**SHORT PROBLEM:**
Copy out the complete listing, word for word.

___ GIVEN DATA

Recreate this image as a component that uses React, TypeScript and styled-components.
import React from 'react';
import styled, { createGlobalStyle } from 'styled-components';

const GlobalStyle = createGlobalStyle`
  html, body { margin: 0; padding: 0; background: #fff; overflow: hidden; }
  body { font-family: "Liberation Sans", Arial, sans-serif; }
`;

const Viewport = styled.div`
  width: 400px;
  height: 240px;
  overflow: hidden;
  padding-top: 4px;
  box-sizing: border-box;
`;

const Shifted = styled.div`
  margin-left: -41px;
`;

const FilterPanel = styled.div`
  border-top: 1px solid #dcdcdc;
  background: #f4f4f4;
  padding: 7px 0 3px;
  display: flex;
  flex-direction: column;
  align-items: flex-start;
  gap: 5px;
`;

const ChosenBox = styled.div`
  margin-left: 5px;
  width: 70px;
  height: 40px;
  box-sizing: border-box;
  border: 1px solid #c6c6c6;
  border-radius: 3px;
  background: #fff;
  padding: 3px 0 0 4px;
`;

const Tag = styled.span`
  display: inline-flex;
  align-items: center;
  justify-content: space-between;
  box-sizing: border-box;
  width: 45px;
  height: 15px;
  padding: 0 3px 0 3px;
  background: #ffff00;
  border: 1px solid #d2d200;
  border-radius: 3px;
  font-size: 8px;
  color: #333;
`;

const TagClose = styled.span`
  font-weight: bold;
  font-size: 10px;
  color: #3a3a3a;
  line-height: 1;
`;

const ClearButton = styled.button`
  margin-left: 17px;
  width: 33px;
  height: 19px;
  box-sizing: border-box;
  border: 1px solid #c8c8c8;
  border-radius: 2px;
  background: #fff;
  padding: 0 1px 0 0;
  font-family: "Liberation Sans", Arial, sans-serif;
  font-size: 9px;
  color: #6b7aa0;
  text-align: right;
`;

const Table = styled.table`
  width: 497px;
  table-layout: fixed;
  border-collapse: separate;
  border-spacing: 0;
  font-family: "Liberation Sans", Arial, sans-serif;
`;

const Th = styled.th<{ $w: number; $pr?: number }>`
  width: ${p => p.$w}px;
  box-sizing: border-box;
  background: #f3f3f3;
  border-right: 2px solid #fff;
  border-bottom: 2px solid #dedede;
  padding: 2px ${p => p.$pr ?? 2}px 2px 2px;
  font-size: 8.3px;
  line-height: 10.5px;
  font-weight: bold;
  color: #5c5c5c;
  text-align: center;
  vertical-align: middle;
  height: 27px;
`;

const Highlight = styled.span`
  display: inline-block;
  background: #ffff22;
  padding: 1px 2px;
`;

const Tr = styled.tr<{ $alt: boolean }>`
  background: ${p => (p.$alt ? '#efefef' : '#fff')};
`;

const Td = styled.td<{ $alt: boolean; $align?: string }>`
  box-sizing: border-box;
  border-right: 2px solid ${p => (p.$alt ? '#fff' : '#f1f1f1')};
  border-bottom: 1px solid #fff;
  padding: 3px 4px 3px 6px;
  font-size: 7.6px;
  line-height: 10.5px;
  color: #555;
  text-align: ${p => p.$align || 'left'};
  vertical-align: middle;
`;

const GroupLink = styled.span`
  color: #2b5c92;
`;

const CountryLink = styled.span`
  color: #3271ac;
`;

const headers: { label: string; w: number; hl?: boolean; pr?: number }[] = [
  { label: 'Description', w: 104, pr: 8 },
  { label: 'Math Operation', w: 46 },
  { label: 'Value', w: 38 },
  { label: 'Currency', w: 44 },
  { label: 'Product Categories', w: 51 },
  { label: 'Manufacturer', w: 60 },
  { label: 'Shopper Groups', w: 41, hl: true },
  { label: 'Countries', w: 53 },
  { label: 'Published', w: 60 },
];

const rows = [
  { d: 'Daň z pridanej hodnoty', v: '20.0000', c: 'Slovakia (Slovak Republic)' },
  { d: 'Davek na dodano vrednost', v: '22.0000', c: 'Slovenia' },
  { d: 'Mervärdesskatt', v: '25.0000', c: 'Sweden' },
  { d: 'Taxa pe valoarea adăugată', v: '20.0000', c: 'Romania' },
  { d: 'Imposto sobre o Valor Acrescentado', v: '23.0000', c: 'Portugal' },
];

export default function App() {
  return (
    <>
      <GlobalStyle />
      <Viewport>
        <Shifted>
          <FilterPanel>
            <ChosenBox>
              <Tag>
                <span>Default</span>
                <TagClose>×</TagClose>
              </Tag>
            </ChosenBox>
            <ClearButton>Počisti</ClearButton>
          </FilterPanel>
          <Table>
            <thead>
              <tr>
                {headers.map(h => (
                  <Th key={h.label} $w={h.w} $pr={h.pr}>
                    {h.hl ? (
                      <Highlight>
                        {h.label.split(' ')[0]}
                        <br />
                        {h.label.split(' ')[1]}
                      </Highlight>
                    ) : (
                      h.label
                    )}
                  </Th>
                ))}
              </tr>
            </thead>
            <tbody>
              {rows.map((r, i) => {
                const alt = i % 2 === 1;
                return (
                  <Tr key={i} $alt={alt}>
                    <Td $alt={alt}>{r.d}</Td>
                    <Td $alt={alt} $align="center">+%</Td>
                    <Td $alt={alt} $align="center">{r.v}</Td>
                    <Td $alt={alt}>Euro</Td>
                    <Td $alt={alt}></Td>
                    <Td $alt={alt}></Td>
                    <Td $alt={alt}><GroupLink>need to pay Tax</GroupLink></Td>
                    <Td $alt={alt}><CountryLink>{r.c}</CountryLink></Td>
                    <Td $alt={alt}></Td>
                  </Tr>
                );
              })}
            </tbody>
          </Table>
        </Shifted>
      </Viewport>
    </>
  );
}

______

**TASK RESPONSE:**
Recreate this image as a component that uses React, TypeScript and styled-components.
import React from 'react';
import styled, { createGlobalStyle } from 'styled-components';

const GlobalStyle = createGlobalStyle`
  html, body { margin: 0; padding: 0; background: #fff; overflow: hidden; }
  body { font-family: "Liberation Sans", Arial, sans-serif; }
`;

const Viewport = styled.div`
  width: 400px;
  height: 240px;
  overflow: hidden;
  padding-top: 4px;
  box-sizing: border-box;
`;

const Shifted = styled.div`
  margin-left: -41px;
`;

const FilterPanel = styled.div`
  border-top: 1px solid #dcdcdc;
  background: #f4f4f4;
  padding: 7px 0 3px;
  display: flex;
  flex-direction: column;
  align-items: flex-start;
  gap: 5px;
`;

const ChosenBox = styled.div`
  margin-left: 5px;
  width: 70px;
  height: 40px;
  box-sizing: border-box;
  border: 1px solid #c6c6c6;
  border-radius: 3px;
  background: #fff;
  padding: 3px 0 0 4px;
`;

const Tag = styled.span`
  display: inline-flex;
  align-items: center;
  justify-content: space-between;
  box-sizing: border-box;
  width: 45px;
  height: 15px;
  padding: 0 3px 0 3px;
  background: #ffff00;
  border: 1px solid #d2d200;
  border-radius: 3px;
  font-size: 8px;
  color: #333;
`;

const TagClose = styled.span`
  font-weight: bold;
  font-size: 10px;
  color: #3a3a3a;
  line-height: 1;
`;

const ClearButton = styled.button`
  margin-left: 17px;
  width: 33px;
  height: 19px;
  box-sizing: border-box;
  border: 1px solid #c8c8c8;
  border-radius: 2px;
  background: #fff;
  padding: 0 1px 0 0;
  font-family: "Liberation Sans", Arial, sans-serif;
  font-size: 9px;
  color: #6b7aa0;
  text-align: right;
`;

const Table = styled.table`
  width: 497px;
  table-layout: fixed;
  border-collapse: separate;
  border-spacing: 0;
  font-family: "Liberation Sans", Arial, sans-serif;
`;

const Th = styled.th<{ $w: number; $pr?: number }>`
  width: ${p => p.$w}px;
  box-sizing: border-box;
  background: #f3f3f3;
  border-right: 2px solid #fff;
  border-bottom: 2px solid #dedede;
  padding: 2px ${p => p.$pr ?? 2}px 2px 2px;
  font-size: 8.3px;
  line-height: 10.5px;
  font-weight: bold;
  color: #5c5c5c;
  text-align: center;
  vertical-align: middle;
  height: 27px;
`;

const Highlight = styled.span`
  display: inline-block;
  background: #ffff22;
  padding: 1px 2px;
`;

const Tr = styled.tr<{ $alt: boolean }>`
  background: ${p => (p.$alt ? '#efefef' : '#fff')};
`;

const Td = styled.td<{ $alt: boolean; $align?: string }>`
  box-sizing: border-box;
  border-right: 2px solid ${p => (p.$alt ? '#fff' : '#f1f1f1')};
  border-bottom: 1px solid #fff;
  padding: 3px 4px 3px 6px;
  font-size: 7.6px;
  line-height: 10.5px;
  color: #555;
  text-align: ${p => p.$align || 'left'};
  vertical-align: middle;
`;

const GroupLink = styled.span`
  color: #2b5c92;
`;

const CountryLink = styled.span`
  color: #3271ac;
`;

const headers: { label: string; w: number; hl?: boolean; pr?: number }[] = [
  { label: 'Description', w: 104, pr: 8 },
  { label: 'Math Operation', w: 46 },
  { label: 'Value', w: 38 },
  { label: 'Currency', w: 44 },
  { label: 'Product Categories', w: 51 },
  { label: 'Manufacturer', w: 60 },
  { label: 'Shopper Groups', w: 41, hl: true },
  { label: 'Countries', w: 53 },
  { label: 'Published', w: 60 },
];

const rows = [
  { d: 'Daň z pridanej hodnoty', v: '20.0000', c: 'Slovakia (Slovak Republic)' },
  { d: 'Davek na dodano vrednost', v: '22.0000', c: 'Slovenia' },
  { d: 'Mervärdesskatt', v: '25.0000', c: 'Sweden' },
  { d: 'Taxa pe valoarea adăugată', v: '20.0000', c: 'Romania' },
  { d: 'Imposto sobre o Valor Acrescentado', v: '23.0000', c: 'Portugal' },
];

export default function App() {
  return (
    <>
      <GlobalStyle />
      <Viewport>
        <Shifted>
          <FilterPanel>
            <ChosenBox>
              <Tag>
                <span>Default</span>
                <TagClose>×</TagClose>
              </Tag>
            </ChosenBox>
            <ClearButton>Počisti</ClearButton>
          </FilterPanel>
          <Table>
            <thead>
              <tr>
                {headers.map(h => (
                  <Th key={h.label} $w={h.w} $pr={h.pr}>
                    {h.hl ? (
                      <Highlight>
                        {h.label.split(' ')[0]}
                        <br />
                        {h.label.split(' ')[1]}
                      </Highlight>
                    ) : (
                      h.label
                    )}
                  </Th>
                ))}
              </tr>
            </thead>
            <tbody>
              {rows.map((r, i) => {
                const alt = i % 2 === 1;
                return (
                  <Tr key={i} $alt={alt}>
                    <Td $alt={alt}>{r.d}</Td>
                    <Td $alt={alt} $align="center">+%</Td>
                    <Td $alt={alt} $align="center">{r.v}</Td>
                    <Td $alt={alt}>Euro</Td>
                    <Td $alt={alt}></Td>
                    <Td $alt={alt}></Td>
                    <Td $alt={alt}><GroupLink>need to pay Tax</GroupLink></Td>
                    <Td $alt={alt}><CountryLink>{r.c}</CountryLink></Td>
                    <Td $alt={alt}></Td>
                  </Tr>
                );
              })}
            </tbody>
          </Table>
        </Shifted>
      </Viewport>
    </>
  );
}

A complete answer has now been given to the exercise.